This is my current build: https://pcpartpicker.com/user/equifox17/saved/VMcxrH

Running a custom watercooling loop which is basically RES -> PUMP -> RAD 1 -> GPU -> RAD 2 -> CPU -> RES

I didn't touch the BIOS at all, everything is stock, even my 3200 RAM is running at 2166.

So when I boot up Win 10 and check temps, GPU idle temp is 24-25 degrees and CPU idle temp at around 33-35.

Now when I put load on the GPU at 100% i will read max 35-38 degrees, but the CPU in realbenchmark will sky high to 80-95 degrees in no time as soon as it get to video encoding. It will begin to throttle. I tried to reseat my waterblock but Evo Supremacy are kind of noob proof on that side. Also replied thermal paste different times, made sure there was no air in my loop as well (GPU temp would be affected anywaya)

I'm out of option, I tried pushing real hard on my waterblock while stressing the CPU to see if it makes any difference, nope. Might it be a bad luck and should RMA the CPU ? Cause I'm getting real tired of this and this computer is used for some casual gaming but mainly for programming and in its current state I can't use it for work.

Thanks for your help !
 
What clocks and voltage is it shooting up to on load? Have you updated the BIOS on that massively overkill motherboard you have? ALl the air bubbles out of the block (tilt the case around, etc)?
 
I would check the waterblock contact on the CPU and the TIM spread pattern. It sounds like it something may be wrong there.

Also, what are your CPU voltages like? Auto settings will often severely over volt things. Have you actually checked them with say HWMonitor?
 
What are you using to measure temps ?
If the software is accurate make sure it is set for Celsius
I agree, the EK blocks are next to impossible to screw up , but as trents suggests check anyway and try a different TIM to rule that out

Like Joe said grab latest and greatest BIOS

This may sound ridiculous, make sure the protective plastic has been removed from the block :eek:
 
What clocks and voltage is it shooting up to on load? Have you updated the BIOS on that massively overkill motherboard you have? ALl the air bubbles out of the block (tilt the case around, etc)?
I've attached a GIF image showing a few seconds of the load where we see voltage and temp rise up. As for my MB yeah I agree it is overkill, I chose it mostly because it was mainly black (Stupid yeah but hey :D)
Anyway I'm running the latest BIOS version 1502. Bubbles are out I moved the case around like crazy.


I would check the waterblock contact on the CPU and the TIM spread pattern. It sounds like it something may be wrong there.

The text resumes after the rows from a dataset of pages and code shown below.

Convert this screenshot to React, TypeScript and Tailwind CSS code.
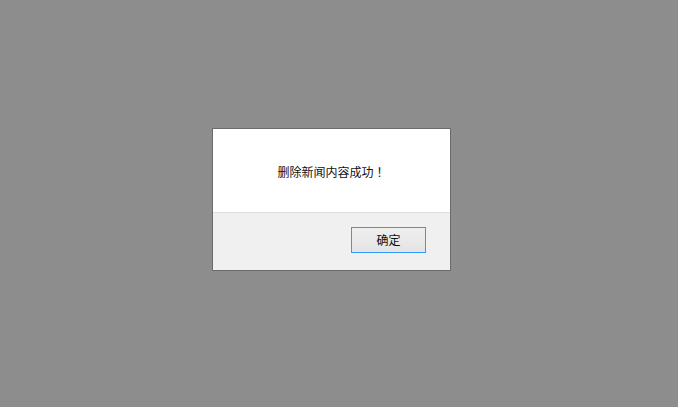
export default function App() {
  return (
    <div
      className="w-[678px] h-[407px] bg-[#8d8d8d] pl-[212px] pt-[128px]"
      style={{ fontFamily: '"Noto Sans CJK TC", "Liberation Sans", sans-serif' }}
    >
      <div className="w-[239px] h-[143px] border border-[#6b6b6b] bg-white flex flex-col">
        <div className="h-[83px] flex items-center justify-center text-[12px] text-[#111] pt-[2px]">
          删除新闻内容成功！
        </div>
        <div className="flex-1 bg-[#f0f0f0] border-t border-[#dfdfdf] flex items-start justify-end pt-[14px] pr-[24px]">
          <button className="w-[75px] h-[26px] border border-[#3399ff] bg-gradient-to-b from-[#efefef] to-[#e4e4e4] text-[12px] text-[#111] flex items-center justify-center">
            确定
          </button>
        </div>
      </div>
    </div>
  );
}
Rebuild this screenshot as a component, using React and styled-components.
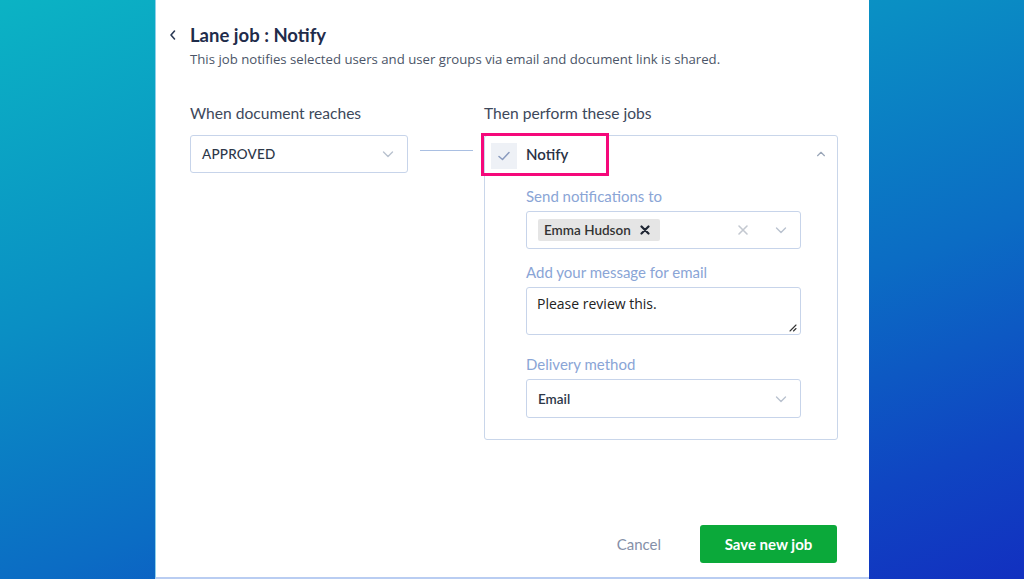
import React from "react";
import styled, { createGlobalStyle } from "styled-components";

const GlobalStyle = createGlobalStyle`
  html, body {
    margin: 0;
    padding: 0;
  }
  body {
    font-family: Lato, "Open Sans", "Liberation Sans", sans-serif;
  }
  * {
    box-sizing: border-box;
  }
`;

function Chevron({ up, color = "#b9c2cf", size = 14 }) {
  return (
    <svg width={size} height={size} viewBox="0 0 14 14" fill="none">
      <path
        d={up ? "M3 9 L7 5 L11 9" : "M2.5 5 L7 9.5 L11.5 5"}
        stroke={color}
        strokeWidth="1.4"
        strokeLinecap="round"
        strokeLinejoin="round"
      />
    </svg>
  );
}

export default function App() {
  return (
    <Page>
      <GlobalStyle />
      <Panel>
        <Header>
          <Back>
            <svg width="10" height="12" viewBox="0 0 10 12" fill="none">
              <path d="M6.5 2 L3 6 L6.5 10" stroke="#2b3a55" strokeWidth="1.6" strokeLinecap="round" strokeLinejoin="round" />
            </svg>
          </Back>
          <div>
            <Title>Lane job : Notify</Title>
            <Subtitle>This job notifies selected users and user groups via email and document link is shared.</Subtitle>
          </div>
        </Header>

        <Columns>
          <ColLabel>When document reaches</ColLabel>
          <span />
          <ColLabel>Then perform these jobs</ColLabel>

          <Select>
            <SelectValue $caps>APPROVED</SelectValue>
            <Chevron />
          </Select>
          <Connector />
          <JobCard>
            <JobHeader>
              <Highlight />
              <CheckBox>
                <svg width="14" height="12" viewBox="0 0 14 12" fill="none">
                  <path d="M2 6.5 L5.5 9.5 L12 2.5" stroke="#8a9bbf" strokeWidth="1.5" strokeLinecap="round" strokeLinejoin="round" />
                </svg>
              </CheckBox>
              <JobName>Notify</JobName>
              <Spacer />
              <Chevron up color="#9aa6b8" size={12} />
            </JobHeader>
            <JobBody>
              <Field>
                <FieldLabel>Send notifications to</FieldLabel>
                <Select $wide>
                  <Chip>
                    Emma Hudson
                    <svg width="10" height="10" viewBox="0 0 10 10">
                      <path d="M1.5 1.5 L8.5 8.5 M8.5 1.5 L1.5 8.5" stroke="#1f2633" strokeWidth="2.2" strokeLinecap="round" />
                    </svg>
                  </Chip>
                  <Spacer />
                  <Clear>
                    <svg width="12" height="12" viewBox="0 0 12 12">
                      <path d="M2 2 L10 10 M10 2 L2 10" stroke="#c3c8d0" strokeWidth="1.6" strokeLinecap="round" />
                    </svg>
                  </Clear>
                  <Chevron />
                </Select>
              </Field>
              <Field>
                <FieldLabel>Add your message for email</FieldLabel>
                <Message>
                  Please review this.
                  <Grip>
                    <svg width="9" height="9" viewBox="0 0 9 9">
                      <path d="M8 2 L2 8 M8 5.5 L5.5 8" stroke="#333" strokeWidth="1.1" strokeLinecap="round" />
                    </svg>
                  </Grip>
                </Message>
              </Field>
              <Field $last>
                <FieldLabel>Delivery method</FieldLabel>
                <Select $wide $tall>
                  <SelectValue $bold>Email</SelectValue>
                  <Chevron />
                </Select>
              </Field>
            </JobBody>
          </JobCard>
        </Columns>

        <Footer>
          <Cancel>Cancel</Cancel>
          <Save>Save new job</Save>
        </Footer>
      </Panel>
    </Page>
  );
}

const Page = styled.div`
  height: 579px;
  width: 100%;
  display: flex;
  justify-content: center;
  background: linear-gradient(160deg, #0bb3c4 0%, #0a8fc4 35%, #0b6cc4 62%, #0f45c2 85%, #1230c0 100%);
  overflow: hidden;
`;

const Panel = styled.div`
  width: 714px;
  height: 100%;
  background: #fff;
  display: flex;
  flex-direction: column;
  padding: 24px 32px 14px 8px;
  border-left: 1px solid #8fd0ea;
  border-bottom: 2px solid #b9cdf2;
`;

const Header = styled.div`
  display: flex;
  align-items: flex-start;
`;

const Back = styled.div`
  width: 26px;
  height: 22px;
  display: flex;
  align-items: center;
  padding-left: 4px;
`;

const Title = styled.h1`
  margin: 0;
  font-size: 18.5px;
  line-height: 22px;
  font-weight: 700;
  color: #1f2c4b;
`;

const Subtitle = styled.p`
  margin: 4px 0 0;
  font-family: "Open Sans", Lato, sans-serif;
  font-size: 13.2px;
  line-height: 18px;
  color: #4b5568;
`;

const Columns = styled.div`
  display: grid;
  grid-template-columns: 218px 76px 354px;
  grid-template-rows: auto auto;
  row-gap: 12px;
  margin-top: 35px;
  margin-left: 26px;
  align-items: start;
`;

const ColLabel = styled.div`
  font-size: 15.6px;
  line-height: 20px;
  color: #3d485b;
`;

const Select = styled.div`
  height: ${(p) => (p.$tall ? "39px" : "38px")};
  width: ${(p) => (p.$wide ? "275px" : "100%")};
  border: 1px solid #c7d4ea;
  border-radius: 3px;
  display: flex;
  align-items: center;
  padding: 0 12px 0 11px;
  background: #fff;
`;

const SelectValue = styled.span`
  flex: 1;
  font-size: 13.5px;
  color: #2d3748;
  font-weight: ${(p) => (p.$bold ? 600 : 500)};
  letter-spacing: ${(p) => (p.$caps ? "0.2px" : "0")};
`;

const Connector = styled.div`
  height: 1px;
  background: #a9bfe2;
  margin: 15px 11px 0 12px;
`;

const JobCard = styled.div`
  border: 1px solid #c9d6ea;
  border-radius: 3px;
  display: flex;
  flex-direction: column;
`;

const JobHeader = styled.div`
  position: relative;
  display: flex;
  align-items: center;
  height: 36px;
  padding: 0 10px 0 6px;
`;

const Highlight = styled.div`
  position: absolute;
  left: -4px;
  top: -3px;
  width: 128px;
  height: 43px;
  border: 3px solid #f5087a;
  pointer-events: none;
`;

const CheckBox = styled.div`
  width: 26px;
  height: 26px;
  background: #eef1f6;
  display: flex;
  align-items: center;
  justify-content: center;
  margin-top: 4px;
`;

const JobName = styled.span`
  margin-left: 9px;
  font-size: 15px;
  font-weight: 600;
  color: #2a3245;
`;

const Spacer = styled.div`
  flex: 1;
`;

const JobBody = styled.div`
  padding: 14px 0 21px 41px;
  display: flex;
  flex-direction: column;
`;

const Field = styled.div`
  display: flex;
  flex-direction: column;
  gap: 5px;
  margin-bottom: ${(p) => (p.$last ? "0" : "13px")};
`;

const FieldLabel = styled.div`
  font-size: 15px;
  line-height: 20px;
  color: #8aa5d6;
`;

const Chip = styled.div`
  height: 22px;
  display: flex;
  align-items: center;
  gap: 9px;
  padding: 0 10px 0 6px;
  background: #e5e5e5;
  border-radius: 2px;
  font-size: 13.5px;
  font-weight: 600;
  color: #333;
`;

const Clear = styled.div`
  display: flex;
  align-items: center;
  margin-right: 25px;
`;

const Message = styled.div`
  position: relative;
  width: 275px;
  height: 48px;
  border: 1px solid #c7d4ea;
  border-radius: 3px;
  padding: 6px 10px;
  font-family: "Open Sans", Lato, sans-serif;
  font-size: 14px;
  color: #222;
  margin-bottom: 6px;
`;

const Grip = styled.div`
  position: absolute;
  right: 3px;
  bottom: 2px;
  display: flex;
`;

const Footer = styled.div`
  margin-top: auto;
  display: flex;
  justify-content: flex-end;
  align-items: center;
`;

const Cancel = styled.button`
  background: none;
  border: none;
  font-family: Lato, sans-serif;
  font-size: 15px;
  color: #8590a8;
  margin-right: 33px;
  padding: 0 6px;
  cursor: pointer;
`;

const Save = styled.button`
  height: 38px;
  width: 137px;
  border: none;
  border-radius: 3px;
  background: #0ba93a;
  color: #fff;
  font-family: Lato, sans-serif;
  font-size: 15px;
  font-weight: 700;
  cursor: pointer;
`;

Also, what are your CPU voltages like? Auto settings will often severely over volt things. Have you actually checked them with say HWMonitor?
Pretty sure the contact is good, the way these EK blocks are mounted is really noob proof and I screwed it down using a star pattern. I've replaced the thermal paste a few times already, tried blob, line and X.
I've attached the HWMonitor log.

What are you using to measure temps ?
If the software is accurate make sure it is set for Celsius
I agree, the EK blocks are next to impossible to screw up , but as trents suggests check anyway and try a different TIM to rule that out

Like Joe said grab latest and greatest BIOS

This may sound ridiculous, make sure the protective plastic has been removed from the block :eek:
I'm using HWMonitor in celcius yeah. Room temp is at 21 degrees too.

BIOS is 1502 which is the latest according to ASUS website and yeah the plastic is off haha I made sure of it.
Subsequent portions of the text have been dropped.